── DATA EXCERPT ──

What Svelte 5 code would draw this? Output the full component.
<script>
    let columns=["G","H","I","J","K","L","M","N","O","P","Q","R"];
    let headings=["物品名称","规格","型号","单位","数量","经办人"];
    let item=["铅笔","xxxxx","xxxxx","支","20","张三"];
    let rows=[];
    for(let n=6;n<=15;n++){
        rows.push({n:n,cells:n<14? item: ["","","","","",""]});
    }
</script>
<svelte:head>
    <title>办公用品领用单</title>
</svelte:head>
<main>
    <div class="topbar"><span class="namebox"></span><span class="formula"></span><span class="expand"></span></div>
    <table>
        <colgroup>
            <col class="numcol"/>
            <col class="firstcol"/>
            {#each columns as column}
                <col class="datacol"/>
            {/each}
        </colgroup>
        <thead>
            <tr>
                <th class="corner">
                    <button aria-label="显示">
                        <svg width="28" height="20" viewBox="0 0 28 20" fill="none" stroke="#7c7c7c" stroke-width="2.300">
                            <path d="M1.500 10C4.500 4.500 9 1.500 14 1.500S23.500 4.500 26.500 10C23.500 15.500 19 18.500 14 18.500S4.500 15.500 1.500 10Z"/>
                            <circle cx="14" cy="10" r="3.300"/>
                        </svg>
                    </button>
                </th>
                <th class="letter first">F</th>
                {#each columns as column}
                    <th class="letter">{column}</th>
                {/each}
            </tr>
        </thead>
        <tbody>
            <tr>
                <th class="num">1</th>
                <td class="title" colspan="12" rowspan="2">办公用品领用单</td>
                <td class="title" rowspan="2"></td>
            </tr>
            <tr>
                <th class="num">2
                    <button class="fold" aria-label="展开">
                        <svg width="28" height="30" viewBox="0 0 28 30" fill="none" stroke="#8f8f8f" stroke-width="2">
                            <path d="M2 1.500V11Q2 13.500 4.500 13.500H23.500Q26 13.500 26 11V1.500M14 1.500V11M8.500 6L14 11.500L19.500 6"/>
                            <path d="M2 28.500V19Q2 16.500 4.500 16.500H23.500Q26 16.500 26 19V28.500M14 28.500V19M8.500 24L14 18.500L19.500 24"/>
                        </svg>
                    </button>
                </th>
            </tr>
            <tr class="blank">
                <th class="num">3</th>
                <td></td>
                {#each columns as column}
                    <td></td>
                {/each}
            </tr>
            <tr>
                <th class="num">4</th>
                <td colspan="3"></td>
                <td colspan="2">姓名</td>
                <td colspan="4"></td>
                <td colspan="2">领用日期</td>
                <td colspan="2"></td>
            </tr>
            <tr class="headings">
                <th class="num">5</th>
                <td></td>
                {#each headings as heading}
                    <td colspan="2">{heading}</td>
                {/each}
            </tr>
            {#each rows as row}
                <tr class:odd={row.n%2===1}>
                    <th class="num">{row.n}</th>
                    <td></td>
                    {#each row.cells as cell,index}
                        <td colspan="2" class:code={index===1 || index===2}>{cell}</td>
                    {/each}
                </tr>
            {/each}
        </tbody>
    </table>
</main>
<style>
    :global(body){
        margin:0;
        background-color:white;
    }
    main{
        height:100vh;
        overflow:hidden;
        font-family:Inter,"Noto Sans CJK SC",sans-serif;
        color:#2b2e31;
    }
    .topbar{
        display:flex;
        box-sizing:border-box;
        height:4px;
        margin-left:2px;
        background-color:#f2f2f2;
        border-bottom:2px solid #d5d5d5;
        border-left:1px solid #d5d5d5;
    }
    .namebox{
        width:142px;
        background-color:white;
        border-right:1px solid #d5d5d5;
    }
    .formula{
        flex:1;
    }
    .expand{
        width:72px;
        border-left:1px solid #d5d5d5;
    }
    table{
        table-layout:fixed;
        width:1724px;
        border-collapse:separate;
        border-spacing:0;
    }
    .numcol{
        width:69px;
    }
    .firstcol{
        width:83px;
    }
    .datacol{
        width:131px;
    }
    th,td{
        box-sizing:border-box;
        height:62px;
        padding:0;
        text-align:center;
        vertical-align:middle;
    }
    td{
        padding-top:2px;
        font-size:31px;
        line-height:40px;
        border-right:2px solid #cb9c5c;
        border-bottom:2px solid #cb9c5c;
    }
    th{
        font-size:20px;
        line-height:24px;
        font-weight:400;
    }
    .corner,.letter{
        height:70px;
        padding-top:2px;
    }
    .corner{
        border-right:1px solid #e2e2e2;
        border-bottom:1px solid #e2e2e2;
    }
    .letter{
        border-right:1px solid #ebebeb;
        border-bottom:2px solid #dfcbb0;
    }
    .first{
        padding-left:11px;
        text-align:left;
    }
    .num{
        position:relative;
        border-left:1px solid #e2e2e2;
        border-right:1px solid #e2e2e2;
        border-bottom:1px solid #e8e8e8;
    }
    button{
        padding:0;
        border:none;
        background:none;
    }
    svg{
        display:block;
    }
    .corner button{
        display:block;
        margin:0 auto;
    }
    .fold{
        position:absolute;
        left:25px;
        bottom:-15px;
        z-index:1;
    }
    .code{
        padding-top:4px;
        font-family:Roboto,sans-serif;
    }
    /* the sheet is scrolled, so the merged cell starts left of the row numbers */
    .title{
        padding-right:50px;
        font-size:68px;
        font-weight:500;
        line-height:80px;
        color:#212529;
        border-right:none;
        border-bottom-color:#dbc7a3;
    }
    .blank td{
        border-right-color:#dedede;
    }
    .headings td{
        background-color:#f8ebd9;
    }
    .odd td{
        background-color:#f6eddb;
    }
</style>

───

JOB ->
Repeat the listing in full, keeping every line exactly as it is.

COMPLETE RESPONSE ->
What Svelte 5 code would draw this? Output the full component.
<script>
    let columns=["G","H","I","J","K","L","M","N","O","P","Q","R"];
    let headings=["物品名称","规格","型号","单位","数量","经办人"];
    let item=["铅笔","xxxxx","xxxxx","支","20","张三"];
    let rows=[];
    for(let n=6;n<=15;n++){
        rows.push({n:n,cells:n<14? item: ["","","","","",""]});
    }
</script>
<svelte:head>
    <title>办公用品领用单</title>
</svelte:head>
<main>
    <div class="topbar"><span class="namebox"></span><span class="formula"></span><span class="expand"></span></div>
    <table>
        <colgroup>
            <col class="numcol"/>
            <col class="firstcol"/>
            {#each columns as column}
                <col class="datacol"/>
            {/each}
        </colgroup>
        <thead>
            <tr>
                <th class="corner">
                    <button aria-label="显示">
                        <svg width="28" height="20" viewBox="0 0 28 20" fill="none" stroke="#7c7c7c" stroke-width="2.300">
                            <path d="M1.500 10C4.500 4.500 9 1.500 14 1.500S23.500 4.500 26.500 10C23.500 15.500 19 18.500 14 18.500S4.500 15.500 1.500 10Z"/>
                            <circle cx="14" cy="10" r="3.300"/>
                        </svg>
                    </button>
                </th>
                <th class="letter first">F</th>
                {#each columns as column}
                    <th class="letter">{column}</th>
                {/each}
            </tr>
        </thead>
        <tbody>
            <tr>
                <th class="num">1</th>
                <td class="title" colspan="12" rowspan="2">办公用品领用单</td>
                <td class="title" rowspan="2"></td>
            </tr>
            <tr>
                <th class="num">2
                    <button class="fold" aria-label="展开">
                        <svg width="28" height="30" viewBox="0 0 28 30" fill="none" stroke="#8f8f8f" stroke-width="2">
                            <path d="M2 1.500V11Q2 13.500 4.500 13.500H23.500Q26 13.500 26 11V1.500M14 1.500V11M8.500 6L14 11.500L19.500 6"/>
                            <path d="M2 28.500V19Q2 16.500 4.500 16.500H23.500Q26 16.500 26 19V28.500M14 28.500V19M8.500 24L14 18.500L19.500 24"/>
                        </svg>
                    </button>
                </th>
            </tr>
            <tr class="blank">
                <th class="num">3</th>
                <td></td>
                {#each columns as column}
                    <td></td>
                {/each}
            </tr>
            <tr>
                <th class="num">4</th>
                <td colspan="3"></td>
                <td colspan="2">姓名</td>
                <td colspan="4"></td>
                <td colspan="2">领用日期</td>
                <td colspan="2"></td>
            </tr>
            <tr class="headings">
                <th class="num">5</th>
                <td></td>
                {#each headings as heading}
                    <td colspan="2">{heading}</td>
                {/each}
            </tr>
            {#each rows as row}
                <tr class:odd={row.n%2===1}>
                    <th class="num">{row.n}</th>
                    <td></td>
                    {#each row.cells as cell,index}
                        <td colspan="2" class:code={index===1 || index===2}>{cell}</td>
                    {/each}
                </tr>
            {/each}
        </tbody>
    </table>
</main>
<style>
    :global(body){
        margin:0;
        background-color:white;
    }
    main{
        height:100vh;
        overflow:hidden;
        font-family:Inter,"Noto Sans CJK SC",sans-serif;
        color:#2b2e31;
    }
    .topbar{
        display:flex;
        box-sizing:border-box;
        height:4px;
        margin-left:2px;
        background-color:#f2f2f2;
        border-bottom:2px solid #d5d5d5;
        border-left:1px solid #d5d5d5;
    }
    .namebox{
        width:142px;
        background-color:white;
        border-right:1px solid #d5d5d5;
    }
    .formula{
        flex:1;
    }
    .expand{
        width:72px;
        border-left:1px solid #d5d5d5;
    }
    table{
        table-layout:fixed;
        width:1724px;
        border-collapse:separate;
        border-spacing:0;
    }
    .numcol{
        width:69px;
    }
    .firstcol{
        width:83px;
    }
    .datacol{
        width:131px;
    }
    th,td{
        box-sizing:border-box;
        height:62px;
        padding:0;
        text-align:center;
        vertical-align:middle;
    }
    td{
        padding-top:2px;
        font-size:31px;
        line-height:40px;
        border-right:2px solid #cb9c5c;
        border-bottom:2px solid #cb9c5c;
    }
    th{
        font-size:20px;
        line-height:24px;
        font-weight:400;
    }
    .corner,.letter{
        height:70px;
        padding-top:2px;
    }
    .corner{
        border-right:1px solid #e2e2e2;
        border-bottom:1px solid #e2e2e2;
    }
    .letter{
        border-right:1px solid #ebebeb;
        border-bottom:2px solid #dfcbb0;
    }
    .first{
        padding-left:11px;
        text-align:left;
    }
    .num{
        position:relative;
        border-left:1px solid #e2e2e2;
        border-right:1px solid #e2e2e2;
        border-bottom:1px solid #e8e8e8;
    }
    button{
        padding:0;
        border:none;
        background:none;
    }
    svg{
        display:block;
    }
    .corner button{
        display:block;
        margin:0 auto;
    }
    .fold{
        position:absolute;
        left:25px;
        bottom:-15px;
        z-index:1;
    }
    .code{
        padding-top:4px;
        font-family:Roboto,sans-serif;
    }
    /* the sheet is scrolled, so the merged cell starts left of the row numbers */
    .title{
        padding-right:50px;
        font-size:68px;
        font-weight:500;
        line-height:80px;
        color:#212529;
        border-right:none;
        border-bottom-color:#dbc7a3;
    }
    .blank td{
        border-right-color:#dedede;
    }
    .headings td{
        background-color:#f8ebd9;
    }
    .odd td{
        background-color:#f6eddb;
    }
</style>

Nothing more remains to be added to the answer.